===== Data for this exercise

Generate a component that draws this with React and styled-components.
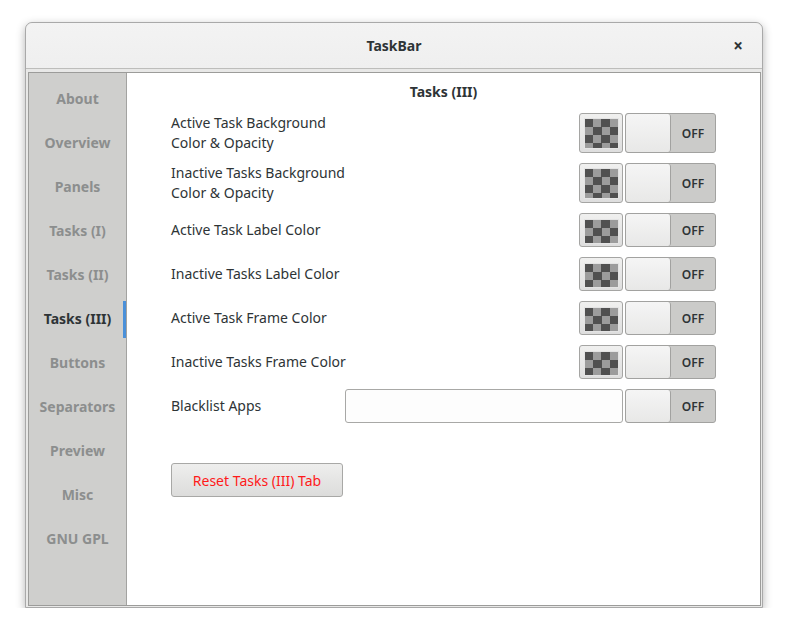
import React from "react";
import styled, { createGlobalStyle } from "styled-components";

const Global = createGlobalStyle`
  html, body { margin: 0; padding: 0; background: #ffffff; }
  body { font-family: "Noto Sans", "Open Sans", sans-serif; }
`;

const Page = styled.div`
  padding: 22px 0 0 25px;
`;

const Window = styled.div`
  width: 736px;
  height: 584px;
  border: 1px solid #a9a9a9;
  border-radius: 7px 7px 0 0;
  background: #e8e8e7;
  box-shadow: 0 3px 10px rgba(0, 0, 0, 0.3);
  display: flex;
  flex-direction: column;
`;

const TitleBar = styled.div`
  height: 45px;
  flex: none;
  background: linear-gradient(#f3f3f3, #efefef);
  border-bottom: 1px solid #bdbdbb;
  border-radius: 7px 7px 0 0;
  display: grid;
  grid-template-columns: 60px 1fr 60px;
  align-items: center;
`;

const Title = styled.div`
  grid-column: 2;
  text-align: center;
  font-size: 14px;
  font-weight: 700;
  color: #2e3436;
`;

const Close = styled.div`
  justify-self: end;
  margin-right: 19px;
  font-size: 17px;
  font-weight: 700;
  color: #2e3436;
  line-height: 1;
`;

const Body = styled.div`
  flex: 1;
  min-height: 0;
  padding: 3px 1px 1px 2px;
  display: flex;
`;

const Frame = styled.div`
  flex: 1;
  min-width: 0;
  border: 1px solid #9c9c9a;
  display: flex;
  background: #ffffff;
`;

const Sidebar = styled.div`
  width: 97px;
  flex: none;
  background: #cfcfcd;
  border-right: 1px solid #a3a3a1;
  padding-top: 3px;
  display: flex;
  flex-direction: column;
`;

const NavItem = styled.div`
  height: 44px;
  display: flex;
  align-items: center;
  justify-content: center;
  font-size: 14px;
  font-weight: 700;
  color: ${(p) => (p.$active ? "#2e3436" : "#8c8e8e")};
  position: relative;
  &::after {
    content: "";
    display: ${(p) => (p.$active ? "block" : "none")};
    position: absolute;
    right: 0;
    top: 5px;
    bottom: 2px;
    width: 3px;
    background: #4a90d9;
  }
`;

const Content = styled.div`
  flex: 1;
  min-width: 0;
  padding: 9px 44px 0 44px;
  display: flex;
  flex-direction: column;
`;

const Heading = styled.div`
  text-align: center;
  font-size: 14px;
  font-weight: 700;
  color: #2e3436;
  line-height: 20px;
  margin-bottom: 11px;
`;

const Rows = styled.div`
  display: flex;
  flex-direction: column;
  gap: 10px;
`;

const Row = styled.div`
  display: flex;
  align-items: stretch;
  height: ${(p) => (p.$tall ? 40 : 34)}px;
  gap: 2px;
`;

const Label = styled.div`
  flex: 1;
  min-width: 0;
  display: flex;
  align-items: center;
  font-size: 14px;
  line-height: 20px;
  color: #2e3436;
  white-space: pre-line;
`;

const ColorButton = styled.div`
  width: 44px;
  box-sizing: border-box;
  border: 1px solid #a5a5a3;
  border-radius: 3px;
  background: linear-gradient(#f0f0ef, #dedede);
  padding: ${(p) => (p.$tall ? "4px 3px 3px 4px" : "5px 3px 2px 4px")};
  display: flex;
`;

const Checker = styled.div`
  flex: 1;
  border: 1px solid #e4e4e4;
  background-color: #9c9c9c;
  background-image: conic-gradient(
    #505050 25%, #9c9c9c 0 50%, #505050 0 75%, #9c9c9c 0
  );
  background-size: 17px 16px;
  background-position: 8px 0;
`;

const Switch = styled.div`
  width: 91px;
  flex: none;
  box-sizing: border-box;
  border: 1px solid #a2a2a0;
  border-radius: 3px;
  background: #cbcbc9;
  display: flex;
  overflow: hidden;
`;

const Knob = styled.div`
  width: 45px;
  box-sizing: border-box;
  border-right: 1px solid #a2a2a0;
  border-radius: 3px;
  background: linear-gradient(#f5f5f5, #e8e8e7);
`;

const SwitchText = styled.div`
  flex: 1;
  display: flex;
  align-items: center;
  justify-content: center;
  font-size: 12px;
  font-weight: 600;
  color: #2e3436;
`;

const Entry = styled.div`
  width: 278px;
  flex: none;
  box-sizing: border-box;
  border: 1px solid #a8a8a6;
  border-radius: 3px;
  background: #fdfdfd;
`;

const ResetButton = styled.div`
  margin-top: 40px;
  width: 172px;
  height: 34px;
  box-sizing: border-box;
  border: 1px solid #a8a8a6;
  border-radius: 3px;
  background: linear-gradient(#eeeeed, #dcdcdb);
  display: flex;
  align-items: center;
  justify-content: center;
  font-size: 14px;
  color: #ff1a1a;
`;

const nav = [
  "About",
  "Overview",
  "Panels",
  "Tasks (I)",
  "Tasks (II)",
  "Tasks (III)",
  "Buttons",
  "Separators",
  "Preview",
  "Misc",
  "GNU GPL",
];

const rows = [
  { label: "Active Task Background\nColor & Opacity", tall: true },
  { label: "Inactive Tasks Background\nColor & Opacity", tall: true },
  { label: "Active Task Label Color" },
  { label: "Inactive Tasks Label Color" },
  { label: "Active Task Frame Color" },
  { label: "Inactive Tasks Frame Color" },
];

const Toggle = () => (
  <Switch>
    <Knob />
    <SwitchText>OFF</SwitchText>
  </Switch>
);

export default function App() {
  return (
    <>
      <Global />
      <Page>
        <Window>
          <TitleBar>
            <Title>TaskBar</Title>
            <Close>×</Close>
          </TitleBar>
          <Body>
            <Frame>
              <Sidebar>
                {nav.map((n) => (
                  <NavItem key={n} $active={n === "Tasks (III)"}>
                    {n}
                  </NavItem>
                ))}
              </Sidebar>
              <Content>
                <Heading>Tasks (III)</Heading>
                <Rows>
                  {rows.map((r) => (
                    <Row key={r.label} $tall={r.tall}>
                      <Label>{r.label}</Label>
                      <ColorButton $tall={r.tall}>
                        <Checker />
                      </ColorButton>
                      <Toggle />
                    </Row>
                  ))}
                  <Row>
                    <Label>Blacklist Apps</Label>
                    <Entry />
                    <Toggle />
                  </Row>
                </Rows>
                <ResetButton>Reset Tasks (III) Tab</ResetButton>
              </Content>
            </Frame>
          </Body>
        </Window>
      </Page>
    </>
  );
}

==========
===== Data for this exercise

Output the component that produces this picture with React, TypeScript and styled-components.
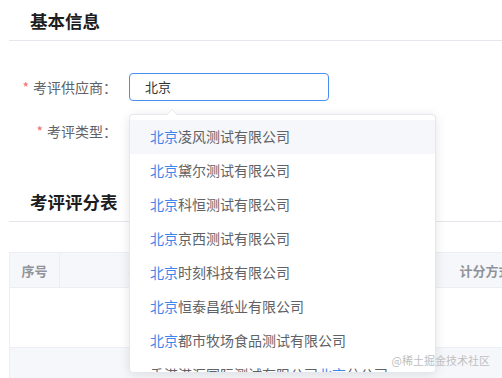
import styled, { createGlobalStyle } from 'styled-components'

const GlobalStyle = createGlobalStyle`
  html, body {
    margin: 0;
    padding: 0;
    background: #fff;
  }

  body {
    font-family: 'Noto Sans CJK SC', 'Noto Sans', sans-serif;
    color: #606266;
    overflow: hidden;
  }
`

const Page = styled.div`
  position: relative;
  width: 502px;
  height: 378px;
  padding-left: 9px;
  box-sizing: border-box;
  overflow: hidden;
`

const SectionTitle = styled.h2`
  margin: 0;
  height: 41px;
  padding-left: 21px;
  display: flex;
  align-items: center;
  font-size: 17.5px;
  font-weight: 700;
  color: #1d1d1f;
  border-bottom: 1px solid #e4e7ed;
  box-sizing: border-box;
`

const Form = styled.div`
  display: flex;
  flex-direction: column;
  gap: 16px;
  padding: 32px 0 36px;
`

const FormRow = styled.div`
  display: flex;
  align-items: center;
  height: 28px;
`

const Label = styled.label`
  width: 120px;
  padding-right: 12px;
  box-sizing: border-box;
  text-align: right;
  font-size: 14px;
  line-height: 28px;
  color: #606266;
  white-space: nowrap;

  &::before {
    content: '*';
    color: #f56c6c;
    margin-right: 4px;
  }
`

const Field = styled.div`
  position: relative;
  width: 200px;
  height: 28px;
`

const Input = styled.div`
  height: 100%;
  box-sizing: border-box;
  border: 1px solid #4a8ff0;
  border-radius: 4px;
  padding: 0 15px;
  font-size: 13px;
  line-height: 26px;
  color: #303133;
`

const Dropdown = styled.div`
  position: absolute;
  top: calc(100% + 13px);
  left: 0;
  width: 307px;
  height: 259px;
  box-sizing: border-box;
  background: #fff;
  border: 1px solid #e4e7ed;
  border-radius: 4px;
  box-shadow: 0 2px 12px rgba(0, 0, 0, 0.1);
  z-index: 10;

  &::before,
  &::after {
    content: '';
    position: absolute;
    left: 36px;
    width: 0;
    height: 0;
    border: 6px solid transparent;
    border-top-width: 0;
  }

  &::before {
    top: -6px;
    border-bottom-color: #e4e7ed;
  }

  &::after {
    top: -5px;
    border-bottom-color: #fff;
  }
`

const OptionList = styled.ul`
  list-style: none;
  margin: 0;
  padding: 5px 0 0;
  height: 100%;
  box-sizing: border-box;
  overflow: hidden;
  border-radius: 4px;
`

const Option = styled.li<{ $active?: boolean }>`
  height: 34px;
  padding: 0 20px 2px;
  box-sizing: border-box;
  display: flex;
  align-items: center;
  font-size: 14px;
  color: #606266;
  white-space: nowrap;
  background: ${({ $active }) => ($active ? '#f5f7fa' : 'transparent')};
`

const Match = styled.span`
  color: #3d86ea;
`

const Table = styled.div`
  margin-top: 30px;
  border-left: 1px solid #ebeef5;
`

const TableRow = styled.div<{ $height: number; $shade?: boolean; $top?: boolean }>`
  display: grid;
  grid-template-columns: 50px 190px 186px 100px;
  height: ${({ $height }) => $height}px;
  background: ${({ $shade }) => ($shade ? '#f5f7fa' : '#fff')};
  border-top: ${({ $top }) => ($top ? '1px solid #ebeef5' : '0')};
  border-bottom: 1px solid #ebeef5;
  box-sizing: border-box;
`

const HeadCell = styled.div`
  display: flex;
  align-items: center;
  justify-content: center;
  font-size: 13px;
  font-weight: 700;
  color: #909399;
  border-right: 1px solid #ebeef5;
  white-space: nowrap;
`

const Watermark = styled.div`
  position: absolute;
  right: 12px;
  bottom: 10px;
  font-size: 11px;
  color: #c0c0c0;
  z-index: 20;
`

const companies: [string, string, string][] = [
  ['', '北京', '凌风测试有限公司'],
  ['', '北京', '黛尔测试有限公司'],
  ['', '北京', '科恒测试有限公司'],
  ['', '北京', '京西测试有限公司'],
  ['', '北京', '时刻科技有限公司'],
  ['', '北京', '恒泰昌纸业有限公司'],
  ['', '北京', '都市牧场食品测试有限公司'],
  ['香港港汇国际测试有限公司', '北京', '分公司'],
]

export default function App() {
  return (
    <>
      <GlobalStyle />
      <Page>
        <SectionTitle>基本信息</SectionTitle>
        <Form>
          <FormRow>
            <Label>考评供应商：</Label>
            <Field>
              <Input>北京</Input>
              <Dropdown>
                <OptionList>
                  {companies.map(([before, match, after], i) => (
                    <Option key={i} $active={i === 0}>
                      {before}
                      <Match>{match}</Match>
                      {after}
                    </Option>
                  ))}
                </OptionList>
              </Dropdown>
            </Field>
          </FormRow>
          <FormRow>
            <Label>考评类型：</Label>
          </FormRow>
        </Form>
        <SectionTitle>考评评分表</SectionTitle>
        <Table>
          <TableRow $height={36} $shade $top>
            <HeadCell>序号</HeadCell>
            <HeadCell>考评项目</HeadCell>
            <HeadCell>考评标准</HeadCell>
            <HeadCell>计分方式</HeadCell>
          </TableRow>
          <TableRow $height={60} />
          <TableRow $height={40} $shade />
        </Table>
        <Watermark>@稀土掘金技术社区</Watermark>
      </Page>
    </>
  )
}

==========

| Written problem |
Using the entries above, return each line that includes the word "components".

| Exercise result |
Generate a component that draws this with React and styled-components.
import styled, { createGlobalStyle } from "styled-components";
Output the component that produces this picture with React, TypeScript and styled-components.
import styled, { createGlobalStyle } from 'styled-components'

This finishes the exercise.